Chappell is opening a job resource center at the Villas del Mar apartments. On this night, he was out asking neighbors what it would take to make their lives better.
"What we're doing, we're going to be providing CDL classes, forklift classes, CNA classes," Chappell said.
Opportunity doesn't knock very often in a community where a steady job is rare.
"People are worried about eating out here," Chappell said.
And crime is on the rise: double the sex assaults this year over last and four-times the homicides.
"But crime and drug dealers come as a result of inadequate resources, no access," Chappell said.
Chappell knows the cycle well. He first moved to The Trail back in 1983.
"Waking up and seeing poverty all the time, it kind of instills inside you a belief that nothing's going to change," Chappell said. "There's no opportunity to do anything. And I believe that the only people that are going to be able to change that are the people that come from it."
As night settles in, he heads to the only neighborhood gathering point, a late-night laundromat run by an old friend who remembers Chappell from a different time.
"He used to be that guy that would rule with an iron fist," said the friend, who answers to the nickname "Bone."
Chappell helped start gangs on the Las Vegas Trail. He started a Fort Worth branch of the notorious Los Angeles-based Crips in the late 1980s.
"In the beginning, it started out as more like a brotherhood," Chappell said.
But it nearly cost him his life. He's been shot six times, and he spent 21 years behind bars on three felony convictions.
"Half my life I've spent incarcerated," he said.
It's a new day now, and Chappell has a new purpose. His past is a debt he's constantly working off. On this day, he and two fellow activists rounded up a group of kids who should be in school.
"Who better to explain to these kids what not to do than somebody who's experienced it?" Chappell said.

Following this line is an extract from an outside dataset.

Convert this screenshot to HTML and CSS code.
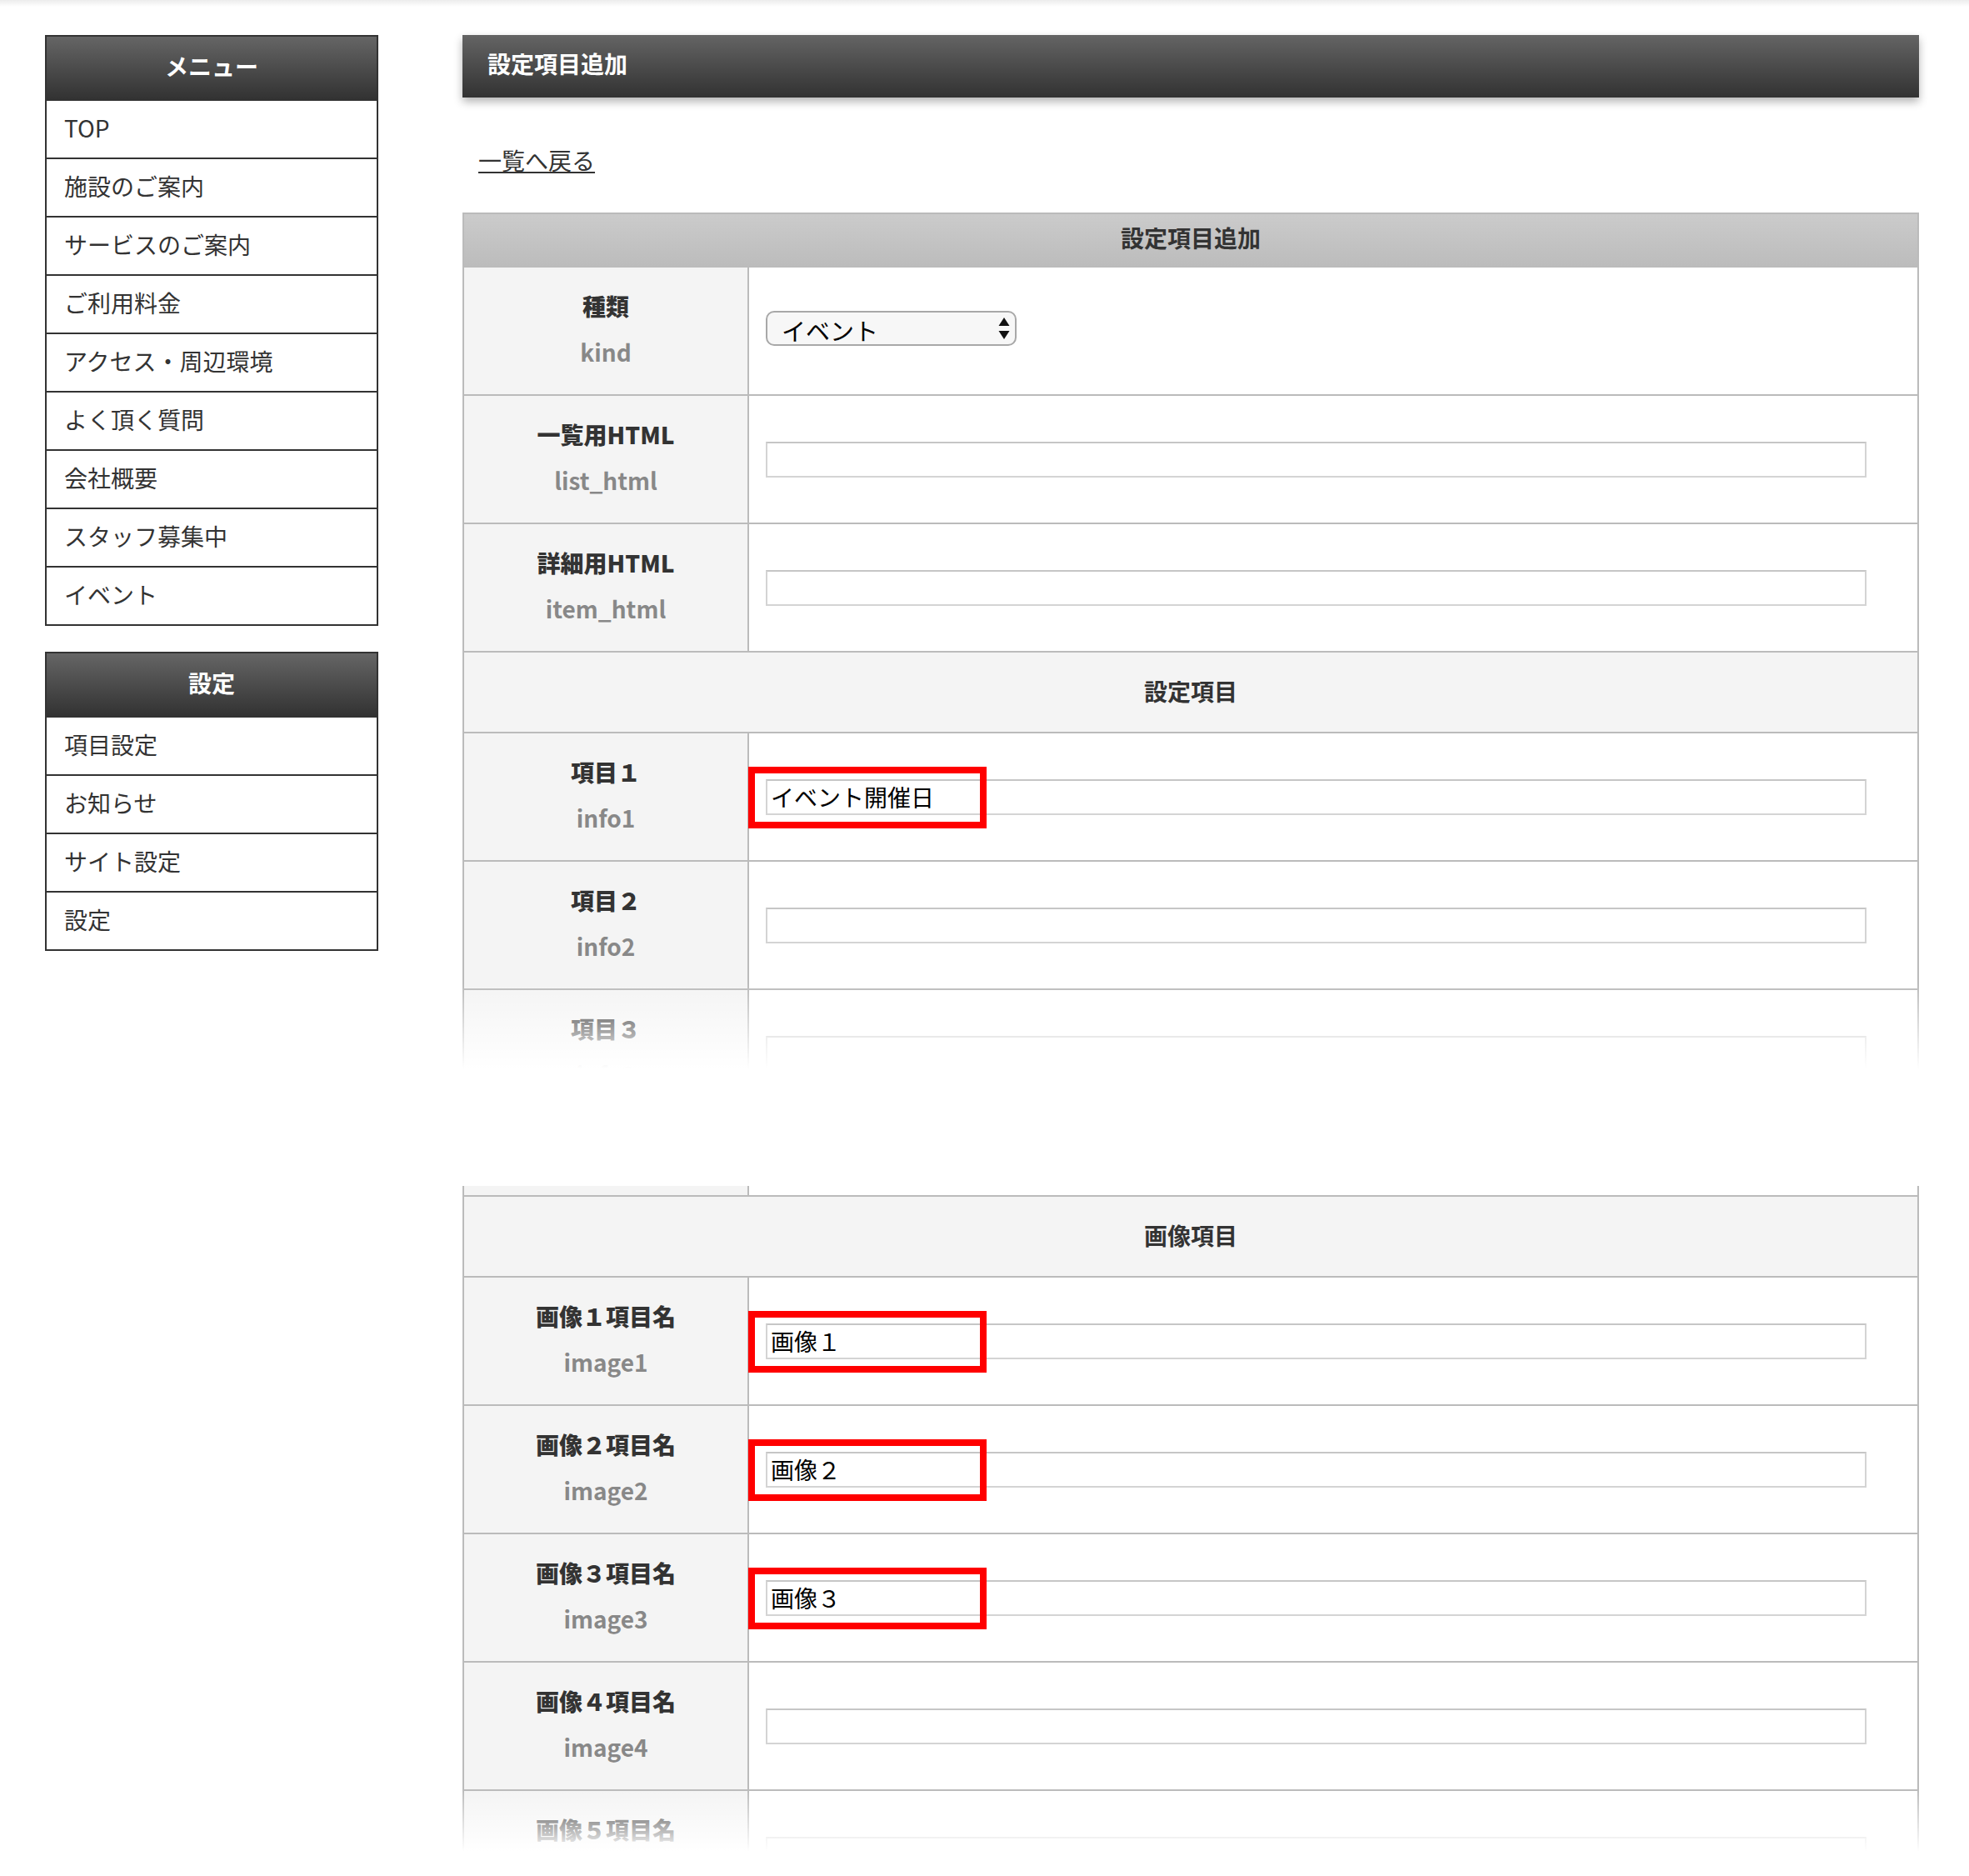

But first, he listened to 13-year-old Octavio Ortiz.
"It's a lot of things going on that no one really knows about, because they're not in this place, and people talk bad about people that don't have money," Ortiz said.
Lots of people are talking about The Trail. The city started a new Las Vegas Trail revitalization team. It's a mix of public safety, school leaders and social service agencies focused on key issues like crime, education and economic development.
Chappell is the team's community liaison.
"And I appreciate them a great deal for bringing the resources, bringing the attention and committing to it," he said. "The only thing is that I live out here. I live right around the corner. When you're living out here, where the next 10 minutes could count, the next 15 seconds could be a situation that could change your life, you know. Three weeks from now seems like an eternity."
So he's doing what he can now. After school, kids get a free meal, art classes and a mentor, at his first resource center already running in the neighboring Serrano Ranch apartments.
"There is no off time," Chappell said. "There's no 'I'll work five days a week.' This is 24 hours a day, seven days a week, because this is our life."
His redemption is a metaphor for a community striving to lift itself from generations of decay.
"Regardless of how many times you make a mistake, regardless of how bad it might look, if I can do it anybody can," Chappell said.
As night nears again, local pastors have organized a neighborhood fish fry, working to bind the community closer together and inspire a hunger to rise.
"Bring back some sense of unity among people," Chappell said. "We're going to have to set aside our differences and work together to change this community."
Chappell is in talks with the city to try and get some funding, but right now he's doing all of this on his own.